The risk of price gaps is exceptionally high, especially over weekends or outside peak liquidity hours of the European session, as political announcements (such as resignations or election calls) are often made at unexpected times.
Key points to consider:
- Closely monitor political headlines coming out of Westminster, as they will dictate short-term price action much more forcefully than the traditional economic calendar.
- Watch the behavior of the GBP/USD pair around the current 1.3349 level; extreme volatility in the Gilts market could generate technical fakeouts that trap unwary traders.
- Keep a close eye on UK bond yields as a key leading indicator; if yields continue to rise due to fiscal risk fears, the pound will continue to suffer.

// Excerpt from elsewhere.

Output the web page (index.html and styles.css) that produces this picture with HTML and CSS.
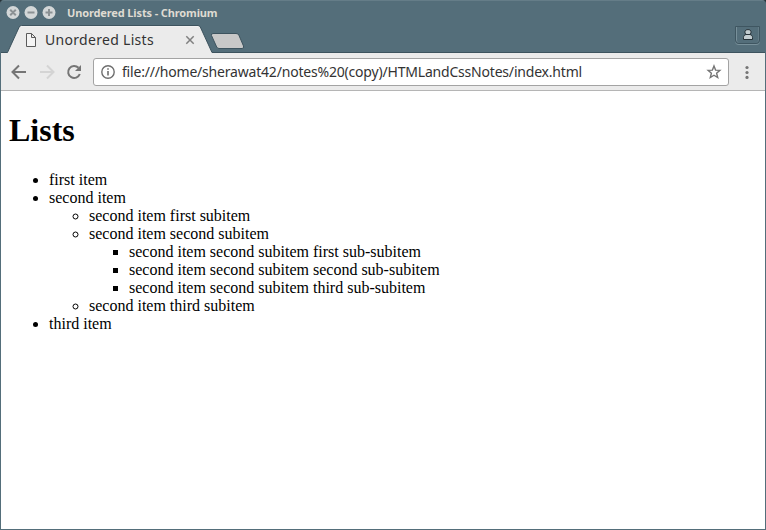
FILE: index.html
```html
<!DOCTYPE html>
<html lang="en">
<head>
<meta charset="utf-8">
<title>Unordered Lists</title>
<link rel="stylesheet" href="styles.css">
</head>
<body>
<div class="window">
  <header class="titlebar">
    <svg class="controls" width="52" height="16" viewBox="0 0 52 16">
      <g fill="#d3d7d8"><circle cx="7" cy="7.500" r="6.500"/><circle cx="25" cy="7.500" r="6.500"/><circle cx="43" cy="7.500" r="6.500"/></g>
      <path d="M4.200 4.700l5.600 5.600M9.800 4.700l-5.600 5.600M21.500 7.500h7M39.500 7.500h7M43 4v7" stroke="#8b9194" stroke-width="2" fill="none"/>
    </svg>
    <span class="window-title">Unordered Lists - Chromium</span>
  </header>
  <div class="tabstrip">
    <div class="tab">
      <svg class="tab-shape" width="208" height="29" viewBox="0 0 208 29">
        <path d="M0 29V27.500H1.500L13.200 2Q14 .5 15.500 .5H192Q193.500 .5 194.300 2L206 27.500H208V29Z" fill="#ebebeb"/>
        <path d="M0 27.500H1.500L13.200 2Q14 .5 15.500 .5H192Q193.500 .5 194.300 2L206 27.500H208" fill="none" stroke="#3d535e"/>
        <path d="M15 1.500H192" stroke="#f1f1f1"/>
      </svg>
      <svg class="doc" width="12" height="14" viewBox="0 0 12 14"><path d="M1.500 .5H6.500L10.500 4.500V13.500H1.500ZM6.500 .5V4.500H10.500" fill="#f4f4f4" stroke="#5a5a5a"/></svg>
      <span class="tab-title">Unordered Lists</span>
      <svg class="close" width="10" height="10" viewBox="0 0 10 10"><path d="M1.300 1.300l7.400 7.400M8.700 1.300l-7.400 7.400" stroke="#808080" stroke-width="1.500"/></svg>
    </div>
    <svg class="newtab" width="36" height="18" viewBox="0 0 36 18"><path d="M3 1.500H26Q28 1.500 28.800 3L33.500 14Q34.300 16.500 32 16.500H9Q7.500 16.500 6.700 15L1.500 3.500Q1 1.500 3 1.500Z" fill="#c8c8c8" stroke="#3d535e"/></svg>
    <div class="profile">
      <svg width="12" height="12" viewBox="0 0 12 12"><path d="M6 .6A2.600 2.600 0 0 0 4.200 5.400C2.200 6 1.500 7 1.500 8.500V10.500H10.500V8.500C10.500 7 9.800 6 7.800 5.400A2.600 2.600 0 0 0 6 .6Z" fill="#c3cdd1" stroke="#263238"/><path d="M4 5.500H8" stroke="#263238"/></svg>
    </div>
  </div>
  <nav class="toolbar">
    <svg class="nav" width="84" height="20" viewBox="0 0 84 20" fill="none" stroke-width="2">
      <path d="M18 10H5M11 3.500L4.500 10L11 16.500" stroke="#757575"/>
      <path d="M32 10H45M39 3.500L45.500 10L39 16.500" stroke="#d4d4d4"/>
      <path d="M70.500 5.800A6 6 0 1 0 71.800 12" stroke="#757575"/><path d="M73 3V9H67Z" fill="#757575"/>
    </svg>
    <div class="omnibox">
      <svg class="info" width="14" height="14" viewBox="0 0 14 14"><circle cx="7" cy="7" r="6.200" fill="none" stroke="#6e6e6e" stroke-width="1.400"/><path d="M7 3.200V4.700M7 6V10.500" stroke="#6e6e6e" stroke-width="1.600"/></svg>
      <span class="url">file:///home/sherawat42/notes%20(copy)/HTMLandCssNotes/index.html</span>
      <svg class="star" width="16" height="16" viewBox="0 0 16 16"><path d="M8 2L9.600 6.100L13.900 6.400L10.600 9.200L11.700 13.500L8 11.200L4.300 13.500L5.400 9.200L2.100 6.400L6.400 6.100Z" fill="none" stroke="#757575" stroke-width="1.400"/></svg>
    </div>
    <svg class="menu" width="4" height="14" viewBox="0 0 4 14" fill="#757575"><circle cx="2" cy="2.500" r="1.600"/><circle cx="2" cy="7.500" r="1.600"/><circle cx="2" cy="12.400" r="1.600"/></svg>
  </nav>
  <main class="page">
    <h1>Lists</h1>
    <ul>
      <li>first item</li>
      <li>second item
        <ul>
          <li>second item first subitem</li>
          <li>second item second subitem
            <ul>
              <li>second item second subitem first sub-subitem</li>
              <li>second item second subitem second sub-subitem</li>
              <li>second item second subitem third sub-subitem</li>
            </ul>
          </li>
          <li>second item third subitem</li>
        </ul>
      </li>
      <li>third item</li>
    </ul>
  </main>
</div>
</body>
</html>
```
FILE: styles.css
```css
* { box-sizing: border-box; }
body { margin: 0; background: #263238; }
svg { display: block; flex: none; }
.window {
  height: 530px;
  display: flex;
  flex-direction: column;
  overflow: hidden;
  background: #546e7a;
  border: 1px solid #546e7a;
  border-top-color: #657d88;
  border-radius: 4px 4px 0 0;
}
.titlebar {
  height: 24px;
  display: flex;
  align-items: center;
  padding-left: 5px;
}
.window-title {
  margin-left: 9px;
  font: bold 11px/16px "Noto Sans", sans-serif;
  letter-spacing: -0.13px;
  color: #dfdbd2;
  white-space: nowrap;
}
.tabstrip {
  height: 29px;
  display: flex;
  align-items: flex-start;
  padding-left: 5px;
  background: linear-gradient(#3d535e, #3d535e) 0 27px / 100% 1px no-repeat, linear-gradient(#ebebeb, #ebebeb) 0 28px / 100% 1px no-repeat;
}
.tab {
  position: relative;
  width: 208px;
  height: 29px;
  display: flex;
  align-items: center;
  padding-left: 19px;
}
.tab-shape { position: absolute; left: 0; top: 0; }
.doc, .tab-title, .close { position: relative; }
.tab-title {
  width: 140px;
  margin-left: 8px;
  font: 14px/20px "Noto Sans", sans-serif;
  letter-spacing: 0.3px;
  color: #333;
  white-space: nowrap;
}
.newtab { margin: 7px 0 0 -4px; }
.profile {
  width: 25px;
  height: 18px;
  margin: 1px 5px 0 auto;
  padding: 2px 0 0 6px;
  border: 1px solid #3f5661;
  border-radius: 0 0 4px 4px;
  box-shadow: inset 1px 0 #78909a, inset -1px 0 #657d88, 0 1px #78909a;
}
.toolbar {
  height: 37px;
  flex: none;
  display: flex;
  align-items: center;
  padding: 0 0 1px 7px;
  background: #ebebeb;
  border-bottom: 1px solid #b5b5b5;
}
.omnibox {
  width: 636px;
  height: 28px;
  display: flex;
  align-items: center;
  padding: 0 6px 0 7px;
  margin-left: 1px;
  border: 1px solid #a3a3a3;
  border-radius: 3px;
  background: #fff;
}
.url {
  margin-left: 7px;
  font: 14px/20px "Noto Sans", sans-serif;
  letter-spacing: -0.195px;
  color: #333;
  white-space: nowrap;
}
.star { margin-left: auto; }
.menu { margin-left: 16px; }
.page {
  flex: 1;
  padding: 0 8px;
  background: #fff;
  color: #000;
  font: 16px/18px "Liberation Serif", serif;
}
.page h1 { margin: 21px 0 22px; font-size: 32px; line-height: 37px; }
.page ul { margin: 0; padding-left: 40px; }
```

- Maintain extremely strict risk management by using appropriate stop-losses and reducing leverage, given that sudden political events can cause destructive volatility spikes for overexposed accounts.
Short-Term Outlook
Looking ahead to the coming days, the fate of GBP/USD will depend almost exclusively on the resolution or worsening of the crisis within the Labour Party. If Keir Starmer manages to stabilize his position and calm the rebellious factions of his party, we could witness an aggressive short-squeeze rally, as traders would refocus their attention on the solid 0.6% GDP data.
However, if the crisis deepens, with more cabinet resignations or a formal challenge by figures like Andy Burnham, the 1.3349 level might just be a temporary stop on the way to much lower supports. Investors will also keep an eye on the US Federal Reserve; any sign that US inflation will force rates to stay higher for longer will only add more fuel to the dollar’s rally, exacerbating the pain for sterling bulls in this turbulent May 2026.

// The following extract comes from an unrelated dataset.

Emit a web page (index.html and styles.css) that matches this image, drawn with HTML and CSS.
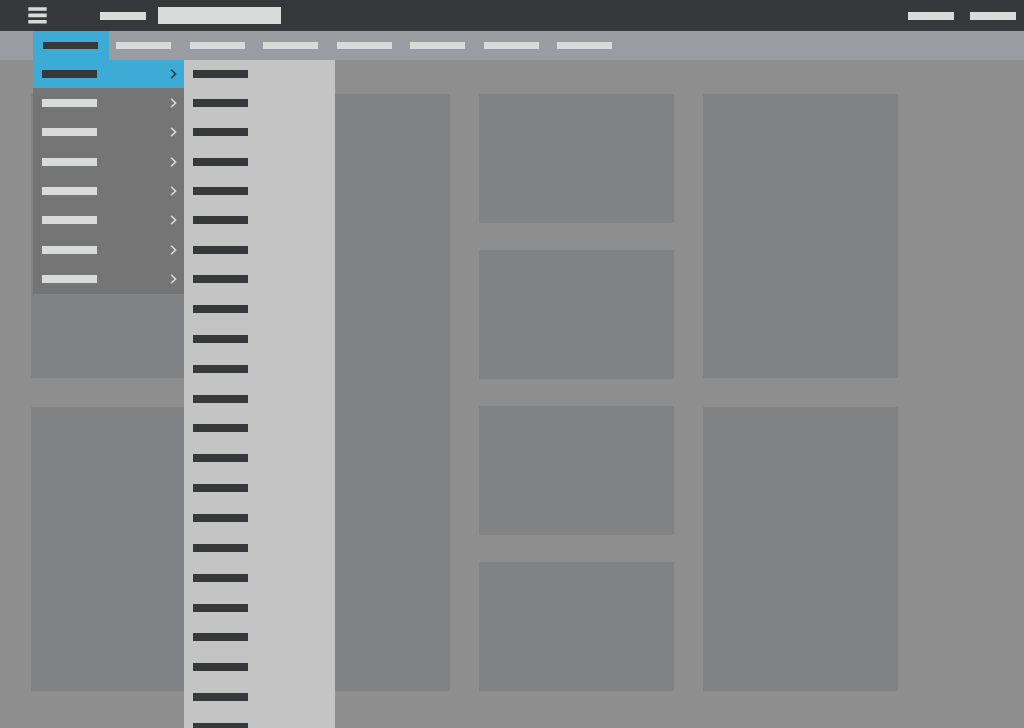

The role of the Bank of England (BoE) will also be under intense scrutiny. Historically, central banks prefer to stay out of political disputes, but if the sell-off in the Gilts market threatens the country’s financial stability, the BoE could be forced to intervene verbally or adjust its monetary policy plans. Such an intervention would add another layer of complexity to the GBP/USD pricing. In summary, traders should brace for a rollercoaster week, where agility and capital preservation must be the top priority in a market dictated by breaking headlines.